Helmy, Adve and their colleagues will focus on developing quantum sensors that can more accurately determine geolocation compared to current sensors. Their work could improve situational awareness for times when the Global Positioning System (GPS) is unavailable, spotty or not to be trusted.
“GPS does not function in all latitudes,” says Helmy. “If a ship is going from the east coast of Canada to the west through the north, it won’t have GPS, which by design covers a strip of earth plus or minus 64 degrees.
“And in certain places around the globe, the GPS signal can be jammed or, potentially, spoofed to deliberately try and convince someone they’re somewhere they’re not.”
Unlike GPS, which uses signals from orbiting satellites, other sensor technologies can derive geolocation without external references. Accelerometers, gyroscopes and other motion-sensing devices make up inertial navigation systems (INS), which measure the acceleration and angular velocity of a moving object to derive a position based on knowledge of its starting point.
INS is often used in addition to GPS to help pin an object back to the grid. The two methods work together for more efficiency and accuracy — much like your phone asking you to turn on your Wi-Fi along with your cell signal so it can triangulate your location using wireless access points around you.
Today’s highly sophisticated INS use interferometry, the interference of waves of light, to obtain measurements calibrated at the nanoscale. But this technique has reached operational limits as dictated by quantum law.
“What we’re trying to do is push beyond the standard quantum limit for many kinds of interferometric measurements, for more sensitive, better performing sensors than the ones afforded to us by classical effects,” says Helmy.
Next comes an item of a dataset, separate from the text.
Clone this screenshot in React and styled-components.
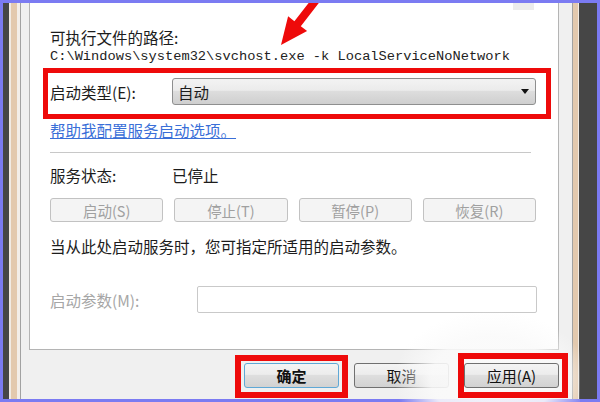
import React from 'react';
import styled, { createGlobalStyle } from 'styled-components';

const GlobalStyle = createGlobalStyle`
  html, body {
    margin: 0;
    padding: 0;
    background: #7b7bf2;
  }
  body {
    font-family: "Noto Sans CJK SC", "Noto Sans", sans-serif;
    color: #1c1c1c;
  }
`;

const Screen = styled.div`
  position: relative;
  display: flex;
  width: 600px;
  height: 402px;
  box-sizing: border-box;
  padding: 3px;
  background: #7b7bf2;
  overflow: hidden;
`;

const DarkStrip = styled.div`
  flex: none;
  width: ${(p) => p.$w}px;
  background: #464646;
`;

const BeigeStrip = styled.div`
  flex: none;
  width: ${(p) => p.$w}px;
  background: ${(p) =>
    p.$side === 'left'
      ? 'linear-gradient(to right, #f1ebe4 0 2px, #e3c9ae 2px 8px, #f3eee9 8px 11px)'
      : 'linear-gradient(to right, #e3c9ae 0 5px, #f1ebe4 5px 6px)'};
`;

const Window = styled.div`
  flex: 1;
  display: flex;
  flex-direction: column;
  background: #f0f0f0;
  border-left: 1px solid #a2a2a2;
  border-right: 1px solid #a2a2a2;
  padding: 0 13px 0 8px;
`;

const Panel = styled.div`
  display: flex;
  flex-direction: column;
  background: #fff;
  border: 1px solid #b4b4b4;
  border-top: none;
  padding: 0 22px 36px 20px;
`;

const TopBar = styled.div`
  display: flex;
  justify-content: flex-end;
  height: 7px;
`;

const Stub = styled.div`
  width: 21px;
  margin-right: 2px;
  background: #ececec;
`;

const Label = styled.div`
  height: ${(p) => p.$h || 20}px;
  line-height: ${(p) => p.$h || 20}px;
  margin-top: ${(p) => p.$mt || 0}px;
  font-size: 15.5px;
  white-space: nowrap;
  color: ${(p) => (p.$dim ? '#a6a6a6' : '#1c1c1c')};
`;

const PathText = styled.div`
  height: 16px;
  line-height: 16px;
  margin-top: 2px;
  font-family: "Liberation Mono", "DejaVu Sans Mono", monospace;
  font-size: 13.7px;
  color: #222;
  white-space: nowrap;
`;

const Mark = styled.div`
  margin: 3px -15px 0 -7px;
  padding: 5px 10px 9px 2px;
  border: 5px solid #ee0a0a;
`;

const FieldRow = styled.div`
  display: flex;
  align-items: center;
  height: 27px;
  margin-top: ${(p) => p.$mt || 0}px;
`;

const FieldLabel = styled(Label)`
  flex: none;
  width: ${(p) => p.$w}px;
`;

const Select = styled.div`
  flex: 1;
  height: 27px;
  box-sizing: border-box;
  display: flex;
  align-items: center;
  justify-content: space-between;
  padding: 0 6px 0 5px;
  border: 1px solid #8e8f8f;
  border-radius: 3px;
  background: linear-gradient(#f3f3f3, #ebebeb 45%, #dddddd 50%, #cfcfcf);
  font-size: 15.5px;
`;

const Caret = styled.span`
  width: 0;
  height: 0;
  border-left: 4px solid transparent;
  border-right: 4px solid transparent;
  border-top: 5px solid #111;
`;

const HelpLink = styled.a`
  display: block;
  height: 18px;
  line-height: 18px;
  margin-top: 2px;
  font-size: 15.5px;
  color: #3a6fd8;
  text-decoration: underline;
`;

const Divider = styled.div`
  height: 1px;
  margin: 13px 5px 0 0;
  background: #c8c8c8;
`;

const StatusRow = styled.div`
  display: flex;
  margin-top: 12px;
`;

const ControlGrid = styled.div`
  display: grid;
  grid-template-columns: repeat(4, 1fr);
  gap: 11px;
  margin-top: 13px;
`;

const GhostButton = styled.div`
  height: 24px;
  box-sizing: border-box;
  display: flex;
  align-items: center;
  justify-content: center;
  border: 1px solid #c2c2c2;
  border-radius: 3px;
  background: #f4f4f4;
  color: #a0a0a0;
  font-size: 14.5px;
`;

const Input = styled.div`
  flex: 1;
  height: 27px;
  margin-right: -1px;
  box-sizing: border-box;
  border: 1px solid #c9c9c9;
  border-radius: 2px;
  background: #fff;
`;

const ButtonBar = styled.div`
  display: flex;
  justify-content: flex-end;
  align-items: flex-start;
  gap: 15px;
  height: 25px;
  padding-top: 13px;
`;

const Flag = styled.div`
  position: relative;
  z-index: 2;
  margin: ${(p) => p.$m};
  padding: ${(p) => p.$p};
  border: 6px solid #ee0a0a;
`;

const DialogButton = styled.div`
  width: 95px;
  height: 25px;
  box-sizing: border-box;
  display: flex;
  align-items: center;
  justify-content: center;
  border: 1px solid ${(p) => (p.$default ? '#5fa8d6' : '#707070')};
  border-radius: 3px;
  background: linear-gradient(#f4f4f4, #ececec 45%, #dedede 50%, #d2d2d2);
  font-size: 15px;
  font-weight: ${(p) => (p.$default ? 600 : 400)};
  color: #111;
`;

const Watermark = styled.div`
  position: absolute;
  left: 396px;
  top: 312px;
  width: 184px;
  height: 96px;
  z-index: 1;
  pointer-events: none;
  background: radial-gradient(
    ellipse at 52% 70%,
    rgba(250, 250, 250, 0.96) 0%,
    rgba(250, 250, 250, 0.88) 45%,
    rgba(250, 250, 250, 0) 72%
  );
`;

const Arrow = styled.svg`
  position: absolute;
  left: 0;
  top: 0;
  z-index: 3;
`;

export default function App() {
  return (
    <>
      <GlobalStyle />
      <Screen>
        <DarkStrip $w={6} />
        <BeigeStrip $w={11} $side="left" />
        <Window>
          <Panel>
            <TopBar>
              <Stub />
            </TopBar>
            <Label $mt={17}>可执行文件的路径:</Label>
            <PathText>C:\Windows\system32\svchost.exe -k LocalServiceNoNetwork</PathText>
            <Mark>
              <FieldRow>
                <FieldLabel $w={122}>启动类型(E):</FieldLabel>
                <Select>
                  <span>自动</span>
                  <Caret />
                </Select>
              </FieldRow>
            </Mark>
            <HelpLink>帮助我配置服务启动选项。</HelpLink>
            <Divider />
            <StatusRow>
              <FieldLabel $w={122}>服务状态:</FieldLabel>
              <Label>已停止</Label>
            </StatusRow>
            <ControlGrid>
              <GhostButton>启动(S)</GhostButton>
              <GhostButton>停止(T)</GhostButton>
              <GhostButton>暂停(P)</GhostButton>
              <GhostButton>恢复(R)</GhostButton>
            </ControlGrid>
            <Label $mt={14}>当从此处启动服务时，您可指定所适用的启动参数。</Label>
            <FieldRow $mt={30}>
              <FieldLabel $w={147} $dim>启动参数(M):</FieldLabel>
              <Input />
            </FieldRow>
          </Panel>
          <ButtonBar>
            <Flag $m="-8px -9px -10px -9px" $p="2px 3px 4px 3px">
              <DialogButton $default>确定</DialogButton>
            </Flag>
            <DialogButton>取消</DialogButton>
            <Flag $m="-10px -9px -10px -6px" $p="4px 3px 4px 0">
              <DialogButton>应用(A)</DialogButton>
            </Flag>
          </ButtonBar>
        </Window>
        <BeigeStrip $w={6} $side="right" />
        <DarkStrip $w={18} />
        <Watermark />
        <Arrow width="600" height="60" viewBox="0 0 600 60">
          <polygon
            points="281,45 288.1,16.3 294.4,21.2 308.6,3 318.8,3 300.8,26.2 307.1,31.1"
            fill="#ee0a0a"
          />
        </Arrow>
      </Screen>
    </>
  );
}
The problem with classical sensors is noise, the random movement of photons and random phase drift that every beam of light contains. To overcome this, the team will exploit a quantum phenomenon called squeezed light, which takes advantage of a quantum law that allows for more certain measurements of one feature of a particle at the expense of another feature.
The idea is to measure the photon more precisely in the variable that’s most helpful.
“We can remove the noise from one degree of measurement and throw it in the other degree of freedom,” Helmy says. “We’re essentially consolidating the certainty in the measurement that’s important to us and achieving a quieter beam.”
This research angle is one of many in the project.
“Outside our work on squeezed light at U of T, the project includes a formidable team working on other topics, such as magnetometry, as well as machine learning approaches to enhance sensor utilization for situational awareness, among others.”
Helmy sees the project belonging to a ground swell of quantum applications currently being explored by engineers.
“The bulk of the work done so far in extracting the potential from quantum effects has been carried out in physics departments,” he says. “But engineering departments use quantum in conjunction with a different set of principles and metrics to make it viable and portable — to get quantum out of the lab and into the field.”
For instance, Helmy can picture a future where the optical advances behind quantum sensor technology find applications in structural imaging, such as scanning for stresses in the fibre body of an airplane or bioimaging.
“Within ten years I can easily imagine such optical tech in your ophthalmologist’s office,” he says. “Such devices operate on a very low light level and would be ideal for sensitive cells, such as those in our eye and brain, or other in vivo imaging.”
Many at U of T Engineering are excited by the potential applications this work could uncover.
“Professors Helmy and Adve are among a growing group of researchers in ECE successfully pushing the boundaries of quantum technologies to enable a wave of new applications for society,” says Professor Deepa Kundur, chair of the Edward S. Rogers Sr. Department of Electrical & Computer Engineering. “Electrical engineering know-how is a critical element when merging cutting-edge quantum science with engineering design, and I have no doubt that this project will lead to many novel advances.”